Abbiamo quindi parlato di 'personalità', ed è interessante tenere presente che l'etimologia del termine 'persona' (derivante da una locuzione latina), è a indicare il ruolo di una maschera, nello specifico - teatrale, e di tempi così lontani dai nostri, che i secoli si avvicinano ai millenni in men che non si dica. Interessante, no? ... quindi, soltanto in questi due appunti, ci accorgiamo di come risultino profonde tali considerazioni.
Se non fosse che il tanto lodato illuminismo era un'esasperazione manipolata, soggiogata e plagiata dai "muratori", e se non avesse condotto le "civiltà" a implodere nella pazzia della ragione, ecco allora che probabilmente non saremmo arrivati ai deliri della modernità e a ogni industrializzata cultura di regresso che oggi, nei vocabolari, è individuato come progresso. Tant'è... o tanto consta, che dir si voglia.
Insomma, la domanda sorge immediata [ma non spontanea]: - quale motto, quale movente, quale vitalità, quale inganno o quale verità si nasconde e si agita in noi quando regaliamo una rosa rossa a una bella donzella?
Secondo Schopenhauer, in soldoni, la seguente: - la frustrazione delle frustrazioni, il bisogno di raggiungere in qualche modo un'esigenza che dia ai comportamenti la forza di essere ritenuti la comprova che un tramonto non è solo un tramonto, ma: - l'obiettivo, lo scopo, lo spirito di una coscienza che nel bello, come nel senso estetico, ma anche nella tragicità (si veda Leopardi) .. vi sia la comprova di ciò che in noi è infinito, se pur non lo tocchiamo, ma solo indichiamo ...
... eccoci così servito s'un piatto d'argento: - il romanticismo. Ma non se ne abbia nessuno se una simile e [mia] balorda semplificazione è un oltraggio a così alte speculazioni filosofiche. Certo sono semplificazioni, ma non forzature, e assolutamente attinenti al cuore del problema.
Perché questo è il bello; ... è proprio il sogno (e si torna all'immenso psicologo russo) ad aver condotto l'uomo in una determinata razionalità (che non è scientista) e che non è schiava della ragione. Non per niente la medesima ragione [detta in chiave positivista] non ha potuto risolvere se non aggrovigliare l'egoismo umano a vette mai raggiunte prima, espandendolo in una società che, come formulava Fromm, si era ammalata irremidiabilmente, così come può ammalarsi un individuo. Non che questo stia a dire che le epoche delle superstizioni, buie e dell'ignoranza, debbano tornare in auge, sia mai; bensì è da cogliersi come il paradosso insito nel sapere accettare i nostri limiti, non significa che non si debba tendere all'infinito e riconoscerlo, fosse esso stesso Dio.
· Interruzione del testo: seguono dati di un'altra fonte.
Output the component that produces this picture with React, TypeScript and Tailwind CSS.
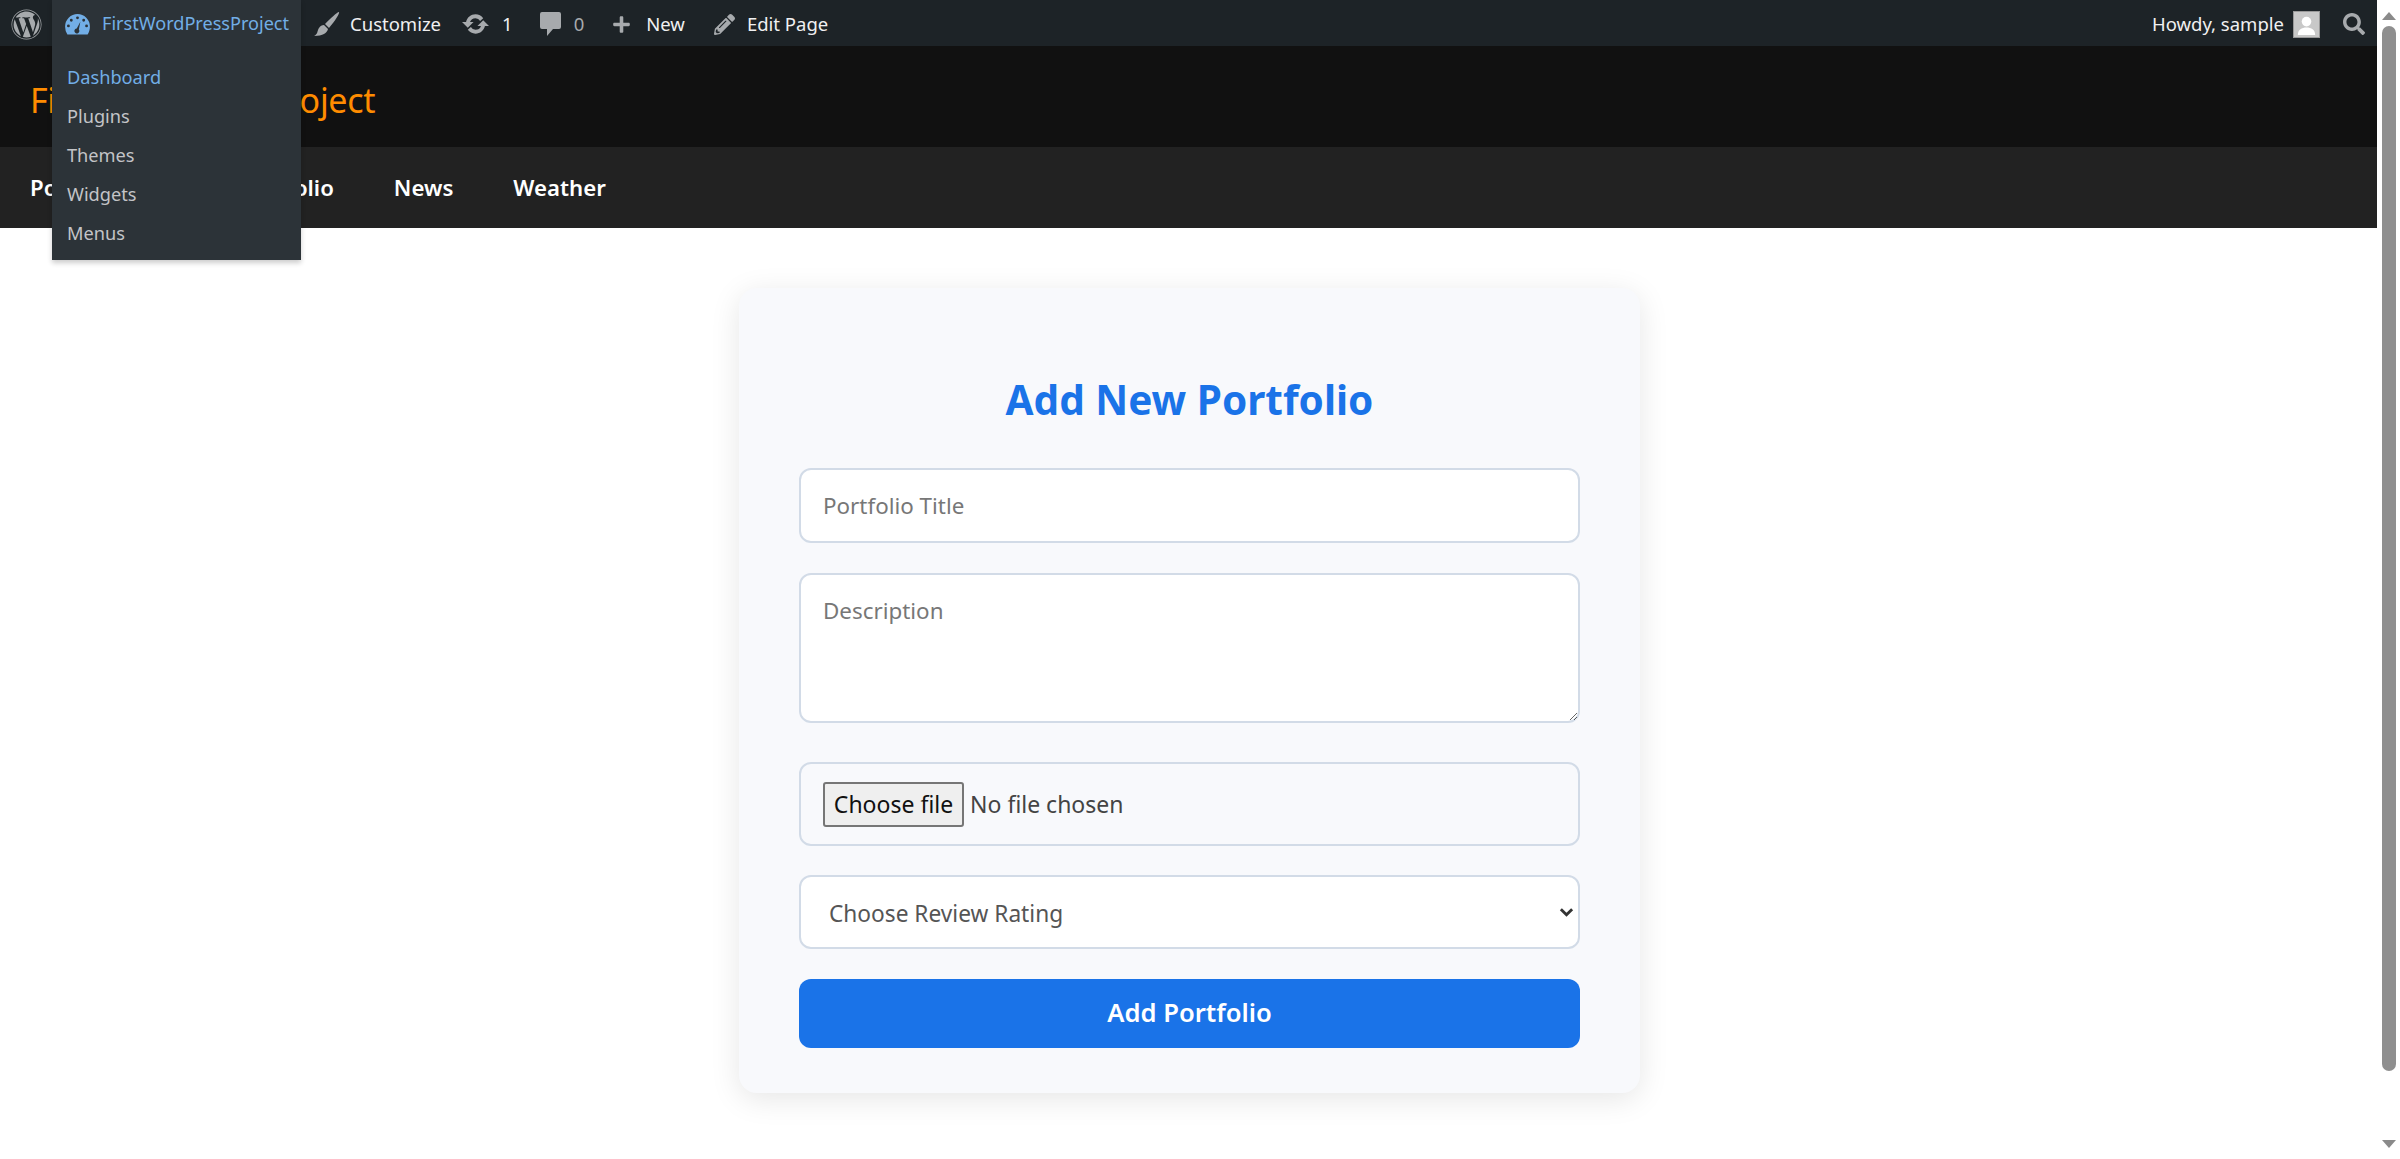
import { FaWordpress, FaSearch, FaPencilAlt, FaPlus } from "react-icons/fa";

const font = "font-['Noto_Sans','Open_Sans',sans-serif]";

const subMenu = ["Dashboard", "Plugins", "Themes", "Widgets", "Menus"];

const GaugeIcon = () => (
  <svg viewBox="0 0 26 22" className="w-[25px] h-[21px]">
    <path
      fill="#72aee6"
      fillRule="evenodd"
      d="M13 0a13 13 0 0 1 13 13c0 3-.8 6-2.4 8.500h-21.200A15 15 0 0 1 0 13 13 13 0 0 1 13 0zM13 2.500a1.500 1.500 0 1 0 0 3 1.500 1.500 0 0 0 0-3zM6.500 5a1.500 1.500 0 1 0 0 3 1.500 1.500 0 0 0 0-3zM19.500 5a1.500 1.500 0 1 0 0 3 1.500 1.500 0 0 0 0-3zM3.500 11a1.500 1.500 0 1 0 0 3 1.500 1.500 0 0 0 0-3zM22.500 11a1.500 1.500 0 1 0 0 3 1.500 1.500 0 0 0 0-3zM16 8l-3.800 7.200a2.600 2.600 0 1 0 2.200 1z"
    />
  </svg>
);

const BrushIcon = () => (
  <svg viewBox="0 0 27 26" className="w-[27px] h-[26px]">
    <path fill="#a7aaad" d="M26 1c1 1-4 9-10 16l-4-4C17 8 24 1 26 1zM11 14l4 4c-1 4-5 7-14 7 4-2 3-5 5-8 1-2 3-3 5-3z" />
  </svg>
);

const UpdateIcon = () => (
  <svg viewBox="0 0 28 22" className="w-[27px] h-[22px]">
    <path
      fill="#a7aaad"
      d="M14 1c3.300 0 6.200 1.600 8 4l-3.200 3a6 6 0 0 0-4.800-3 6 6 0 0 0-5.700 4H12l-6 6-6-6h4.200C5.200 4.500 9.200 1 14 1zM22 7l6 6h-4.200C22.800 17.500 18.800 21 14 21c-3.300 0-6.200-1.600-8-4l3.200-3a6 6 0 0 0 4.800 3 6 6 0 0 0 5.700-4H16z"
    />
  </svg>
);

const CommentIcon = () => (
  <svg viewBox="0 0 21 24" className="w-[21px] h-[24px]">
    <path fill="#a7aaad" d="M2 0h17a2 2 0 0 1 2 2v13a2 2 0 0 1-2 2h-6l-6 7v-7H2a2 2 0 0 1-2-2V2a2 2 0 0 1 2-2z" />
  </svg>
);

const AdminBar = () => (
  <div className="relative z-10 h-[46px] pt-[2px] bg-[#1d2327] flex items-center text-[18.500px] text-[#f0f0f1]">
    <div className="w-[52px] flex justify-center">
      <FaWordpress className="w-[31px] h-[31px] text-[#a7aaad]" />
    </div>

    {/* site menu, open */}
    <div className="absolute left-[52px] top-0 w-[249px] bg-[#2c3338] shadow-[0_3px_5px_rgba(0,0,0,0.2)]">
      <div className="h-[46px] pt-[2px] flex items-center pl-[13px] gap-[12px] text-[18.100px] text-[#72aee6]">
        <GaugeIcon />
        <span>FirstWordPressProject</span>
      </div>
      <ul className="pt-[12px] pb-[7px]">
        {subMenu.map((item, i) => (
          <li
            key={item}
            className={`h-[39px] flex items-center pl-[15px] text-[18.200px] ${i === 0 ? "text-[#72aee6]" : "text-[#c3c4c7]"}`}
          >
            {item}
          </li>
        ))}
      </ul>
    </div>

    <div className="ml-[261px] flex items-center">
      <BrushIcon />
      <span className="ml-[10px]">Customize</span>
      <span className="ml-[21px]"><UpdateIcon /></span>
      <span className="ml-[13px]">1</span>
      <span className="ml-[27px]"><CommentIcon /></span>
      <span className="ml-[13px] text-[#a7aaad]">0</span>
      <FaPlus className="ml-[28px] w-[19px] h-[19px] text-[#a7aaad]" />
      <span className="ml-[15px]">New</span>
      <FaPencilAlt className="ml-[29px] w-[21px] h-[21px] text-[#a7aaad]" />
      <span className="ml-[12px]">Edit Page</span>
    </div>

    <div className="ml-auto flex items-center">
      <span>Howdy, sample</span>
      <div className="ml-[9px] w-[27px] h-[27px] bg-[#c8c8c8] border border-[#999] flex items-end justify-center overflow-hidden">
        <svg viewBox="0 0 26 26" className="w-[25px] h-[25px]">
          <circle cx="13" cy="10" r="5" fill="#fff" />
          <path fill="#fff" d="M4 24c0-6 4-8 9-8s9 2 9 8z" />
        </svg>
      </div>
      <FaSearch className="ml-[23px] mr-[12px] w-[22px] h-[22px] text-[#a7aaad]" />
    </div>
  </div>
);

const Scrollbar = () => (
  <div className="w-[23px] h-full bg-white flex flex-col items-center">
    <div className="mt-[12px] w-0 h-0 border-x-[7px] border-x-transparent border-b-[8px] border-b-[#8a8a8a]" />
    <div className="mt-[6px] h-[1045px] w-[14px] rounded-full bg-[#8f8f8f]" />
    <div className="mt-[69px] w-0 h-0 border-x-[7px] border-x-transparent border-t-[8px] border-t-[#8a8a8a]" />
  </div>
);

const PortfolioForm = () => (
  <form className="w-[901px] ml-[2px] mt-[60px] px-[60px] pt-[85px] pb-[45px] bg-[#f8f9fc] rounded-[18px] shadow-[0_6px_30px_rgba(0,0,0,0.1)] flex flex-col">
    <h2 className="text-center text-[40.500px] leading-[54px] font-bold text-[#1a73e8]">Add New Portfolio</h2>
    <input
      type="text"
      placeholder="Portfolio Title"
      className="mt-[41px] h-[75px] px-[22px] bg-white border-2 border-[#d2dbe7] rounded-[12px] text-[22.400px] outline-none placeholder:text-[#777]"
    />
    <textarea
      placeholder="Description"
      className="mt-[30px] h-[150px] px-[22px] py-[20px] bg-white border-2 border-[#d2dbe7] rounded-[12px] text-[22.400px] leading-[32px] outline-none placeholder:text-[#777]"
    />
    <div className="mt-[39px] h-[84px] px-[22px] border-2 border-[#d2dbe7] rounded-[12px] flex items-center text-[23px] text-[#444]">
      <button type="button" className="h-[45px] w-[141px] bg-[#efefef] border-2 border-[#767676] rounded-[3px] text-[#111]">
        Choose file
      </button>
      <span className="ml-[6px]">No file chosen</span>
    </div>
    <div className="relative mt-[29px]">
      <select className="w-full h-[74px] pt-[4px] pl-[28px] pr-[8px] appearance-none bg-white border-2 border-[#d2dbe7] rounded-[12px] text-[22.700px] text-[#555] outline-none">
        <option>Choose Review Rating</option>
      </select>
      <svg viewBox="0 0 16 10" className="absolute right-[6px] top-[32px] w-[15px] h-[10px] pointer-events-none">
        <path d="M2 2l6 6 6-6" fill="none" stroke="#333" strokeWidth="3" />
      </svg>
    </div>
    <button type="button" className="mt-[30px] h-[69px] bg-[#1a73e8] rounded-[12px] text-white text-[25.600px] font-semibold">
      Add Portfolio
    </button>
  </form>
);

export default function App() {
  return (
    <div className={`${font} flex h-screen overflow-hidden bg-white`}>
      <div className="flex-1 min-w-0 flex flex-col">
        <AdminBar />
        <header className="h-[101px] bg-[#111] flex items-center pt-[7px] px-[30px]">
          <h1 className="text-[34px] tracking-[-0.3px] text-[#ff8c00]">FirstWordPressProject</h1>
        </header>
        <nav className="h-[81px] bg-[#222] flex items-center gap-[60px] px-[30px] text-[22.200px] font-semibold text-white">
          <a className="mr-[17px]">Portfolio</a>
          <a>My Portfolio</a>
          <a>News</a>
          <a>Weather</a>
        </nav>
        <main className="flex justify-center">
          <PortfolioForm />
        </main>
      </div>
      <Scrollbar />
    </div>
  );
}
Il primo vero eroe romantico, a mio avviso, fu Prometeo. Rubare il fuoco degli Dèi non fu un gesto sfrontato, ma un dovere e un sacro riconoscimento della nostra condizione. Non fu un gesto scientifico [anacronisticamente parlando], metodico, ma profondamente utopico ... che spingeva l'uomo ad andare più in là, non scavando, come la pazzia della ragione indottrina, ma immaginando e lottando, spietati dalla pietà - elevando così il nichilismo passivo, in un'attiva presa di coscienza contro ogni irregimentazione e puerile materialistica concezione esistenziale.
Il romanticismo è un male? ... dipende. Sì e No. Innanzitutto, sta a noi voler vedere quali distanze prendere dalle varie letture che ne vengono date; quale, ad esempio, quella del feroce Schopenhauer, ove il pessimismo era proprio inteso a identificare in una maschera d'ipocrisia la nostra esistenza, per nasconderci a noi stessi e illuderci che poteva valerne la pena. Insomma, che "valeva" la pena di vivere solo per chi se l'era bevuta. Ma anche Nietzsche stesso, a un certo punto del suo percorso di studi, prese le distanze da colui che fu tra i suoi mentori ...
... e, piano, ma con forza, sviluppò l'altro concetto dei concetti [insieme all'eterno ritorno] con la contrapposizione (o finta contrapposizione) di ciò che è Dionisiaco e ciò che è Apollineo.
L'importante, e di passaggio, se ne prenda nota: - che da prendere a calci in culo, è soprattutto mister Freud ... che, insieme a Marx, ha contribuito allo sfacelo dello spirito e della vitalità. Senza contare (anzi contiamolo) che quanto Freud ha attinto da altri, per usare un eufemismo (Nietzsche compreso) e sgraffignato, oltretutto rovinando quel che di buono aveva sottratto, è stata la ciliegina sulla torta del processo mistificatore e decadente dell'Era moderna/contemporanea par excellence (come direbbe il buon Friedrich).
Insomma il dilemma, non da poco, è sempre lo stesso - cui il mitico Shakespeare (o meglio, chi per esso), sintetizzò nel dubbio dei dubbi ... 'essere o non essere' questo è il problema ...
... ma prima di questo problema, anche perché non oso arrivare così in alto (o così in basso), mi preme di più comprendere di quale maschera stiamo parlando, di quale "persona" (Bergmaniamente parlando) è davanti la nostra essenza ...
... quanta illusione è insita nel sapersi finiti - senza tendere all'infinito, quanta nel cercare di raggiungerlo?